While plenty of attention was given to the historical types and current units of the Belgian Air Force by the show's commentator, it was not clearly communicated it was an anniversary, but it was definitely a show that signaled some kind of celebration. The airshow's booklet/magazine is also more of a picture book than that it provides information, the only historic info is about the Red Devils in interview form. Perhaps it's too much to ask for a 65th, 70th even, but I hope when the Belgian Air Force turns 75 years a summary of its history will be included in the booklet.

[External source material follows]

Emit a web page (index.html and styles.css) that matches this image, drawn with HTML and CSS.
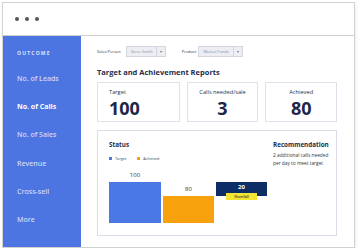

In terms of aircraft and performers it was a great show once it regained momentum later in the afternoon. The Thunderbirds may have been the primary reason for airshow fans from outside Belgium to attend, but most other displays were top notch as well. Koksijde really brought SAR to the foreground by inviting other SAR units to attend for both flying and static displays, interestingly this brought several helicopters to the show normally not seen at these events unless it's in their own country. It was good to see this many visiting aircraft from the neighboring countries, although a fast jet from France was missing, likewise one of Germany's Eurofighter predecessors would have been a nice addition to the static. Also it would have been great to see more aircraft from countries further away, though this can be easily forgiven in light of the Thunderbirds, Saudi Hawks, and then as bonus the Estonian An-2 in the static.